I’ve never seen a chef on TV add MSG to anything they are making. Loads of butter, cream and salt though.

You’ve probably seem them add Worcestershire sauce or soy sauce or fish sauce to foods you wouldn’t associate with those flavors, though, because they’re full of natural glutamates that add umami.

And a lot of sodium, lol.

They open a bottle of fine red wine to use in their dishes. I use wine that comes in a box.

This is my go to. Sauté chopped shallots in olive oil and butter for 3-4 minutes, add in chopped garlic for another minute, throw in some herbes de Provence & salt & pepper, then deglaze with white wine. Makes a great base for risotto and sauces for chicken cutlets. Has the added bonus of smelling so delicious and fragrant that everyone in the house is absolutely ravenous by the time the food hits the table.

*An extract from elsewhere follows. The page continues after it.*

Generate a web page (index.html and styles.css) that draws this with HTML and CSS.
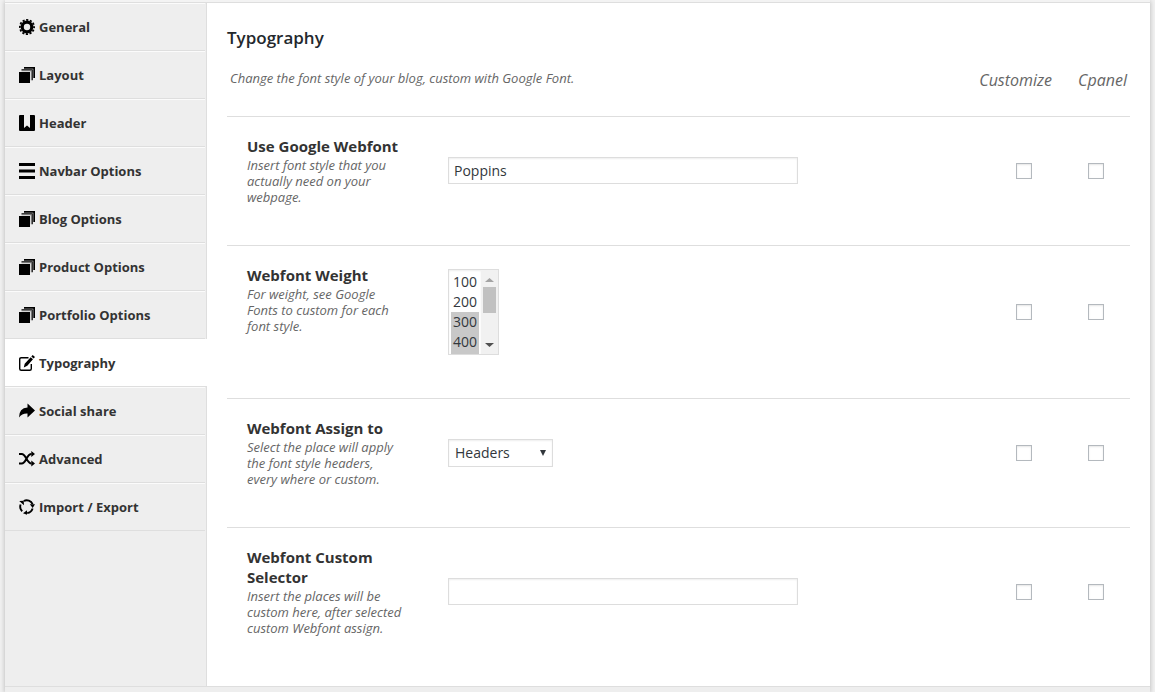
FILE: index.html
```
<!DOCTYPE html>
<html lang="en">
<head>
    <meta charset="UTF-8">
    <meta name="viewport" content="width=device-width, initial-scale=1.0">
    <title>Theme Options - Typography</title>
    <link rel="stylesheet" href="styles.css">
</head>
<body>

    <!-- Shared icon shapes -->
    <svg class="sprite" aria-hidden="true">
        <symbol id="icon-layers" viewBox="0 0 16 16">
            <path d="M5 0h11v11h-1.700V1.700H5z"/>
            <path d="M2.500 2.200h11.300v11h-1V3.300H2.500z"/>
            <path d="M2.500 3.300h10.300v10h-1V4.300H2.500z" opacity=".45"/>
            <path d="M0 5h11v11H0z"/>
        </symbol>
    </svg>

    <form class="panel" action="#">
        <div class="topbar"></div>

        <div class="container">
            <nav class="sidebar">
                <ul>
                    <li><a href="#general">
                        <svg class="icon" viewBox="0 0 16 16"><circle cx="8" cy="8" r="4.800" fill="none" stroke="#000" stroke-width="3.200"/><circle cx="8" cy="8" r="7.100" fill="none" stroke="#000" stroke-width="1.800" stroke-dasharray="2.200 1.518" stroke-dashoffset="1.100"/></svg>
                        General</a></li>
                    <li><a href="#layout"><svg class="icon"><use href="#icon-layers"/></svg> Layout</a></li>
                    <li><a href="#header">
                        <svg class="icon" viewBox="0 0 16 16"><path d="M1 0h4v13l3-2.500 3 2.500V0h4q1 0 1 1v14q0 1-1 1H1q-1 0-1-1V1q0-1 1-1z"/></svg>
                        Header</a></li>
                    <li><a href="#navbar">
                        <svg class="icon" viewBox="0 0 16 16"><path d="M0 0h16v3H0zM0 6.500h16v3H0zM0 13h16v3H0z"/></svg>
                        Navbar Options</a></li>
                    <li><a href="#blog"><svg class="icon"><use href="#icon-layers"/></svg> Blog Options</a></li>
                    <li><a href="#product"><svg class="icon"><use href="#icon-layers"/></svg> Product Options</a></li>
                    <li><a href="#portfolio"><svg class="icon"><use href="#icon-layers"/></svg> Portfolio Options</a></li>
                    <li class="active"><a href="#typography">
                        <svg class="icon" viewBox="0 0 16 16"><path d="M9.500 2.700H2.200Q.7 2.700.7 4.200v9.500q0 1.500 1.500 1.500h8.600q1.500 0 1.500-1.500V9" fill="none" stroke="#000" stroke-width="1.400"/><path d="M13.700 0 16 2l-1.400 1.600-2.300-2zM11.700 2.300l2.300 2-5.700 6.500-3.500 1.600.9-3.600z"/></svg>
                        Typography</a></li>
                    <li><a href="#social">
                        <svg class="icon" viewBox="0 0 16 16"><path d="M8.500.5 16 7.500l-7.500 7v-4Q3 10.200 0 14.500 0 5 8.500 4.500z"/></svg>
                        Social share</a></li>
                    <li><a href="#advanced">
                        <svg class="icon" viewBox="0 0 16 16"><path d="M0 3h2.700C7.200 3 7.500 12.500 12.500 12.500M0 12.500h2.700C7.200 12.500 7.500 3 12.500 3" fill="none" stroke="#000" stroke-width="2"/><path d="M12.300 0 16 3l-3.700 3zM12.300 9.500l3.700 3-3.700 3z"/></svg>
                        Advanced</a></li>
                    <li><a href="#import">
                        <svg class="icon" viewBox="0 0 16 16"><path d="M4.800 2A6.400 6.400 0 0 1 13.600 5.200M13.600 9.500A6.400 6.400 0 0 1 8.200 14M3.200 12.200A6.400 6.400 0 0 1 1.600 5.500" fill="none" stroke="#000" stroke-width="1.900"/><path d="M.2 2l4.500-.2.300 4.400zM10.800 5.200H16l-2.300 3.700zM8 11.200v4.600l-4-1.600z"/></svg>
                        Import / Export</a></li>
                </ul>
            </nav>

            <main class="main">
                <h1>Typography</h1>
                <div class="section-head">
                    <p class="section-desc">Change the font style of your blog, custom with Google Font.</p>
                    <span class="column-label">Customize</span>
                    <span class="column-label">Cpanel</span>
                </div>

                <div class="row">
                    <div class="field-info">
                        <label class="field-title" for="webfont">Use Google Webfont</label>
                        <p class="field-desc">Insert font style that you actually need on your webpage.</p>
                    </div>
                    <div class="field">
                        <input class="text" type="text" id="webfont" value="Poppins">
                    </div>
                    <div class="checks">
                        <input type="checkbox" aria-label="Use Google Webfont in Customize">
                        <input type="checkbox" aria-label="Use Google Webfont in Cpanel">
                    </div>
                </div>

                <div class="row">
                    <div class="field-info">
                        <label class="field-title" for="weight">Webfont Weight</label>
                        <p class="field-desc">For weight, see Google Fonts to custom for each font style.</p>
                    </div>
                    <div class="field">
                        <div class="listbox">
                            <select id="weight" multiple size="4">
                                <option>100</option>
                                <option>200</option>
                                <option selected>300</option>
                                <option selected>400</option>
                                <option selected>500</option>
                                <option>600</option>
                                <option>700</option>
                                <option>800</option>
                            </select>
                            <div class="scrollbar" aria-hidden="true">
                                <svg class="arrow" viewBox="0 0 17 17"><path d="M4 12l4.500-4 4.500 4z" fill="#a3a3a3"/></svg>
                                <div class="thumb"></div>
                                <svg class="arrow" viewBox="0 0 17 17"><path d="M4 6l4.500 4L13 6z" fill="#505050"/></svg>
                            </div>
                        </div>
                    </div>
                    <div class="checks">
                        <input type="checkbox" aria-label="Webfont Weight in Customize">
                        <input type="checkbox" aria-label="Webfont Weight in Cpanel">
                    </div>
                </div>

                <div class="row">
                    <div class="field-info">
                        <label class="field-title" for="assign">Webfont Assign to</label>
                        <p class="field-desc">Select the place will apply the font style headers, every where or custom.</p>
                    </div>
                    <div class="field">
                        <span class="dropdown">
                            <select id="assign">
                                <option>Headers</option>
                                <option>Every where</option>
                                <option>Custom</option>
                            </select>
                        </span>
                    </div>
                    <div class="checks">
                        <input type="checkbox" aria-label="Webfont Assign to in Customize">
                        <input type="checkbox" aria-label="Webfont Assign to in Cpanel">
                    </div>
                </div>

                <div class="row">
                    <div class="field-info">
                        <label class="field-title" for="selector">Webfont Custom Selector</label>
                        <p class="field-desc">Insert the places will be custom here, after selected custom Webfont assign.</p>
                    </div>
                    <div class="field">
                        <input class="text" type="text" id="selector">
                    </div>
                    <div class="checks">
                        <input type="checkbox" aria-label="Webfont Custom Selector in Customize">
                        <input type="checkbox" aria-label="Webfont Custom Selector in Cpanel">
                    </div>
                </div>
            </main>
        </div>

        <div class="bottombar"></div>
    </form>

</body>
</html>
```
FILE: styles.css
```
* {
    box-sizing: border-box;
}
body {
    margin: 0;
    background-color: #f1f1f1;
    color: #333;
    font-family: "Open Sans", sans-serif;
    font-size: 13px;
    line-height: 20px;
}
.sprite {
    display: none;
}
.panel {
    margin: 0 5px;
    box-shadow: 0 1px 5px rgba(0,0,0,0.25);
}
.topbar {
    height: 3px;
    background-color: #f3f3f3;
    border-bottom: 1px solid #dedede;
}
.bottombar {
    height: 6px;
    background-color: #eee;
    border-top: 1px solid #dedede;
}
.container {
    display: flex;
    background-color: #fff;
}

/* Sidebar */
.sidebar {
    width: 202px;
    flex-shrink: 0;
    background-color: #eee;
    border-right: 1px solid #dedede;
}
.sidebar ul {
    list-style: none;
    margin: 0;
    padding: 0;
}
.sidebar li {
    margin-right: 1px;
    border-top: 1px solid #fbfbfb;
    border-bottom: 1px solid #dedede;
}
.sidebar a {
    display: flex;
    align-items: center;
    gap: 4px;
    height: 46px;
    padding: 0 14px;
    color: #333;
    font-weight: 700;
    text-decoration: none;
}
.sidebar .active {
    margin-right: -1px; /* covers the sidebar border */
    background-color: #fff;
    border-top-color: #fff;
}
.icon {
    width: 16px;
    height: 16px;
    flex-shrink: 0;
}

/* Main column */
.main {
    flex: 1;
    min-width: 0;
    padding: 25px 20px 10px;
}
h1 {
    margin: 0;
    color: #23282d;
    font-size: 17px;
    font-weight: 600;
    line-height: 20px;
}
.section-head {
    display: flex;
    align-items: center;
    gap: 26px;
    height: 68px;
    padding: 0 3px 4px;
    color: #666;
    font-style: italic;
}
.section-desc {
    flex: 1;
    margin: 0 0 4px;
}
.column-label {
    font-size: 16px;
}
.row {
    display: grid;
    grid-template-columns: 201px 1fr auto;
    align-items: center;
    padding: 19px 26px 40px 20px;
    border-top: 1px solid #dedede;
}
.field-info {
    align-self: start;
    padding-right: 44px;
}
.field-title {
    display: block;
    margin-bottom: 1px;
    font-size: 15px;
    font-weight: 700;
}
.field-desc {
    margin: 0;
    color: #666;
    font-style: italic;
    line-height: 16px;
}
.checks {
    display: flex;
    gap: 56px;
}

/* Controls */
input, select {
    margin: 0;
    background-color: #fff;
    border: 1px solid #ddd;
    border-radius: 0;
    box-shadow: inset 0 1px 2px rgba(0,0,0,0.07);
    color: #32373c;
    font-family: inherit;
    font-size: 14px;
}
.text {
    display: block;
    width: 350px;
    max-width: 100%;
    height: 27px;
    padding: 3px 5px;
}
input[type="checkbox"] {
    appearance: none;
    width: 16px;
    height: 16px;
    border-color: #b4b9be;
    box-shadow: inset 0 1px 2px rgba(0,0,0,0.1);
}
.dropdown {
    position: relative;
    display: block;
    width: 105px;
}
.dropdown::after {
    content: "";
    position: absolute;
    top: 11px;
    right: 7px;
    border: 3px solid transparent;
    border-top: 6px solid #32373c;
    border-bottom: 0;
    pointer-events: none;
}
.dropdown select {
    appearance: none;
    display: block;
    width: 100%;
    height: 28px;
    padding: 2px 6px;
}
.listbox {
    display: flex;
    width: 51px;
    height: 86px;
    margin: 4px 0 3px;
    border: 1px solid #ddd;
}
.listbox select {
    flex: 1;
    min-width: 0;
    height: 84px;
    padding: 2px;
    border: 0;
    scrollbar-width: none;
}
.listbox option {
    min-height: 20px;
    padding: 0 2px;
    line-height: 20px;
}
.listbox option:checked {
    background: #c8c8c8 linear-gradient(#c8c8c8, #c8c8c8);
    color: #32373c;
}
.scrollbar {
    display: flex;
    flex-direction: column;
    width: 17px;
    background-color: #f1f1f1;
}
.arrow {
    width: 17px;
    height: 17px;
}
.arrow:last-child {
    margin-top: auto;
}
.thumb {
    height: 26px;
    margin: 0 2px;
    background-color: #c1c1c1;
}
```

We do start with simmered beef chuck when making Thai noodles (like Pho). Fantastic broth and I never thought of using it for onion soup.

nit pick, Pho is Vietnamese and not Thai.

Yes, I was comparing since more people are familiar with Pho. The Thai version uses star anise and no cinnamon. Cilantro and bean sprouts for garnish. Restaurants also include basil but we don’t use it at home.

The recipe that I was taught for French onion soup begins by throwing a whole pile of bacon rashers into the pot and rendering out the fat to saute the onions and shallots. At this point I would take out the bacon, make a couple of bacon sandwiches and eat them while I continued cooking the soup. I used to make the soup in the morning for consumption that night. I don’t know if I imagined it but it always seemed tastier reheated. And the bacon sandwiches were a great breakfast.